Разумеется, нравственные проблемы, связанные с работорговлей были очевидны уже для самих участников подобных предприятий, которые во многих отношениях были людьми для своего времени вполне передовыми. Среди акционеров голландской Вест-Индской компании (WIC) возникла дискуссия о допустимости подобного бизнеса. Многие участники предприятия, как протестанты, так и евреи, выражали сомнения относительно моральной допустимости торговли людьми. Гуманистически настроенные акционеры по нравственным соображениям отдавали предпочтение пиратству перед работорговлей. Однако жажда прибыли возобладала над соображениями религиозной этики[494].
Рабство было не просто важным элементом колониальной экономики, но и частью формирующейся системы свободного рынка. О поставке рабов рассуждали так же, как и о любом другом товаре, оценивая эффективность вложения средств и перспективы развития бизнеса. Так, британский «Gentleman’s Magazine» напоминает в середине XVIII века о необходимости увеличить «ежегодные поставки негров, которые должны со 160 подняться до 2500 в течение одного сезона»[495].

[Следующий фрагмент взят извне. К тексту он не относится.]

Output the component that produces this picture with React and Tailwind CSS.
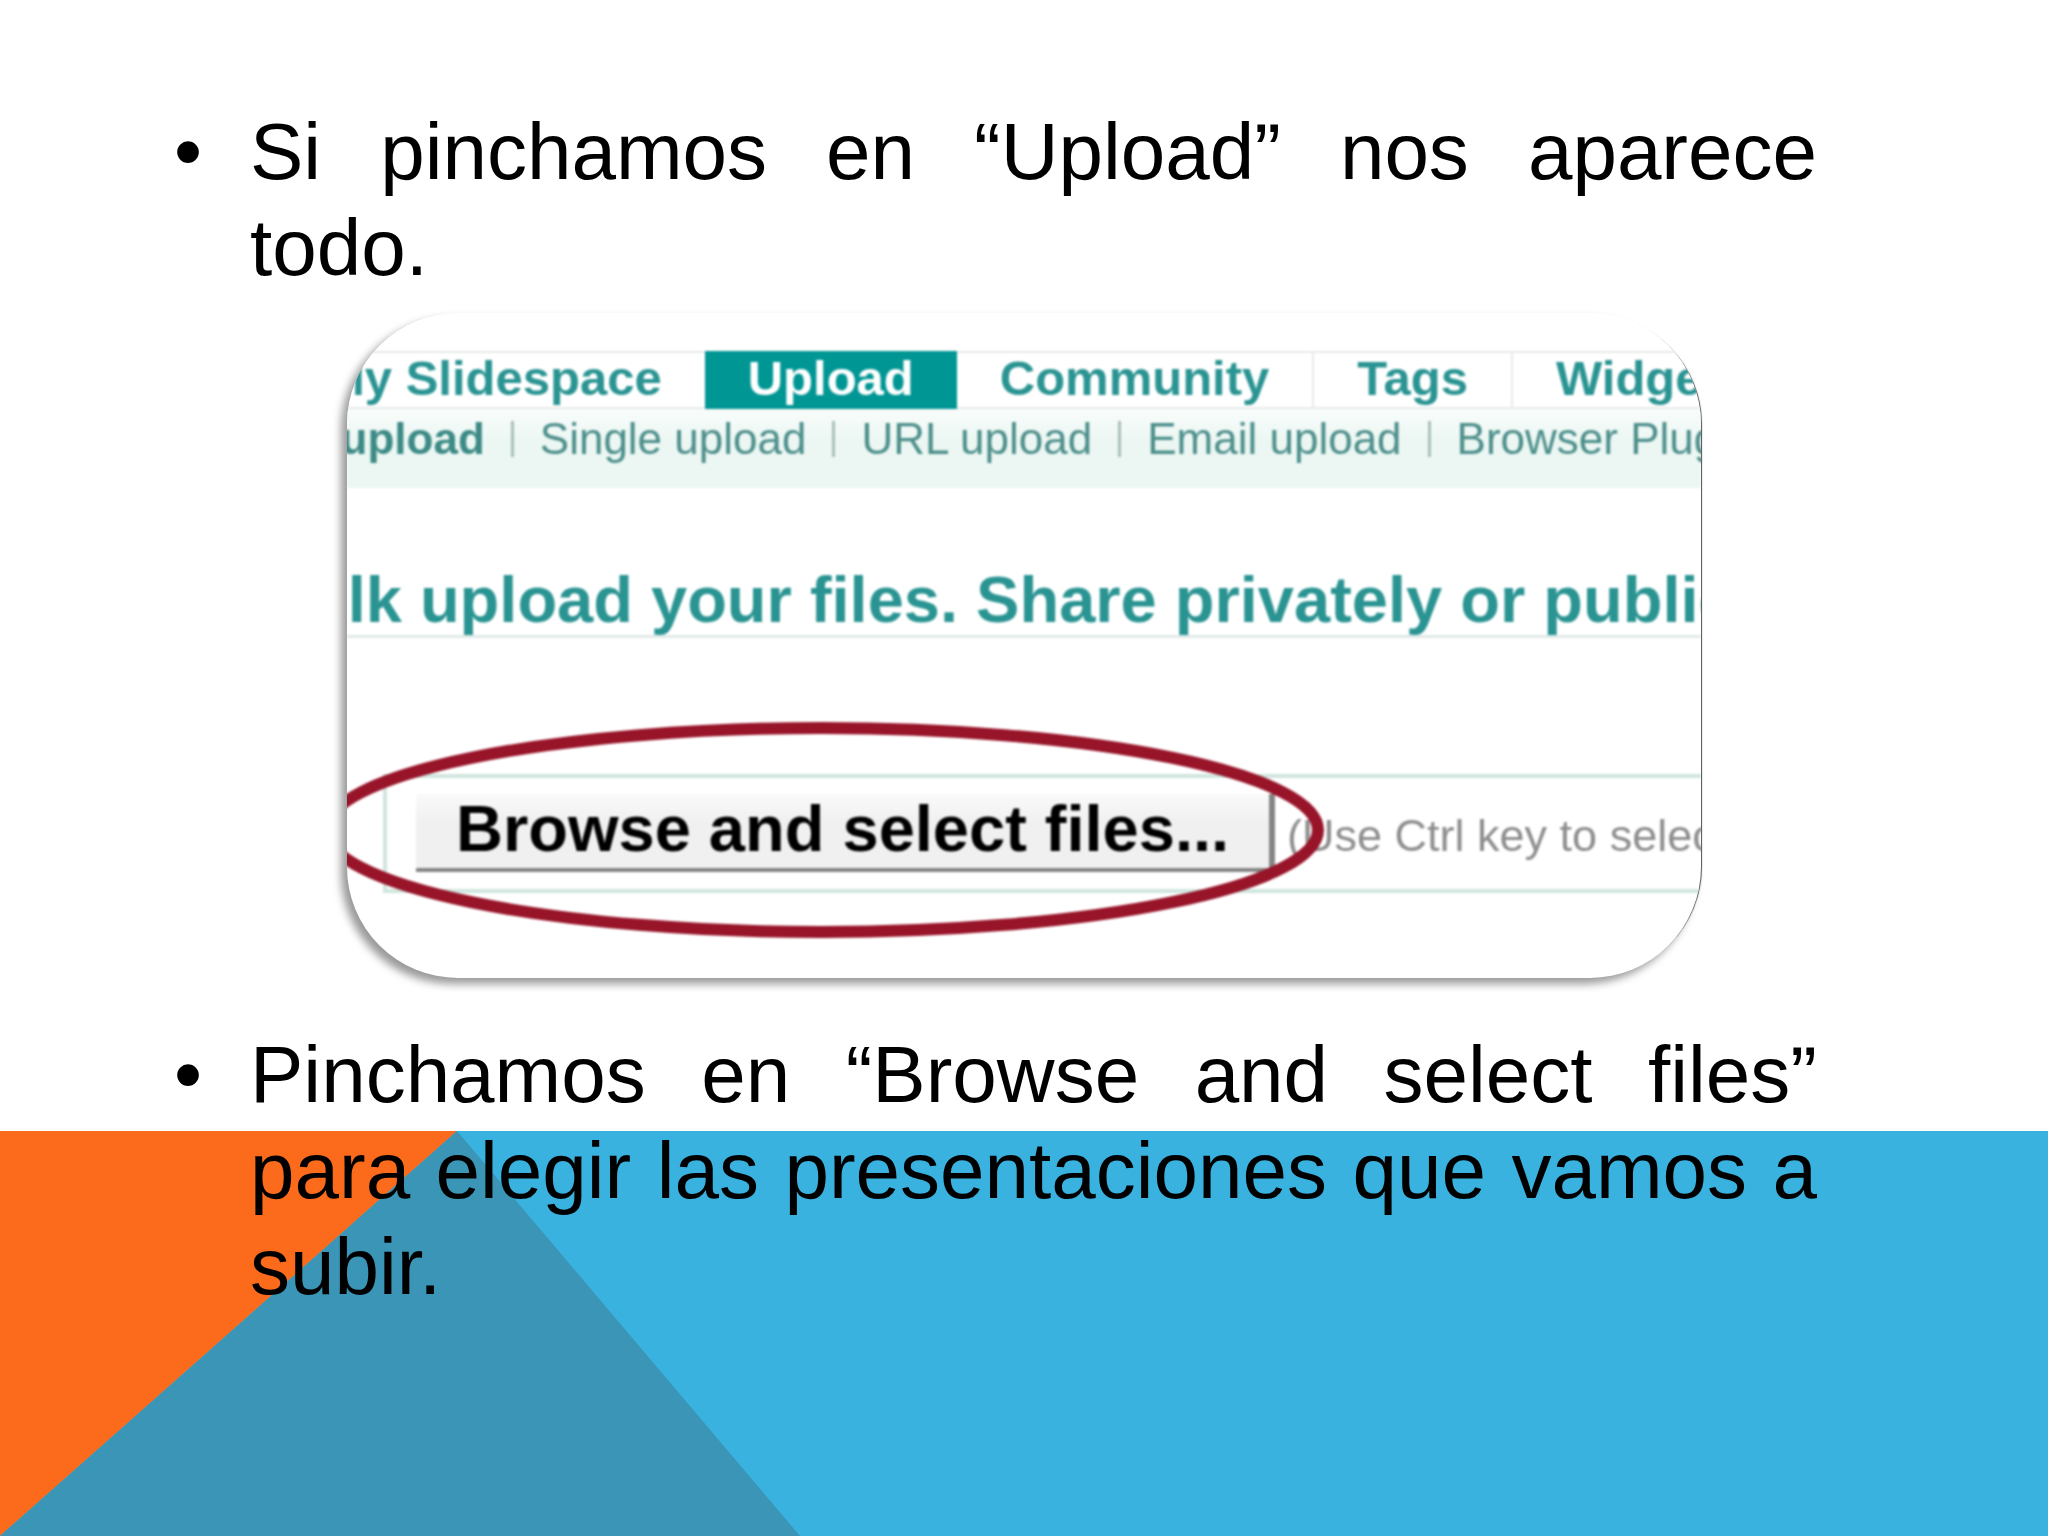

Система, основанная на рабстве, создавала необходимость сильного государства. Не только для удержания в повиновении массы порабощенных людей, но и для транспортировки и охраны живого товара. Потому даже ослабевшие Испанская и Португальская империи оставались важнейшим элементом в системе Атлантической экономики. Мощные имперские институты были необходимы для сохранения подобного порядка вещей. В этом плане процессы, происходившие в России, Виргинии и Бразилии, не просто параллельны и схожи, но до известной степени однотипны. Разница состояла, однако, в том, что в Америке империя была «внешней», основанной иностранными государствами, тогда как Россия сама являлась великой державой и империей.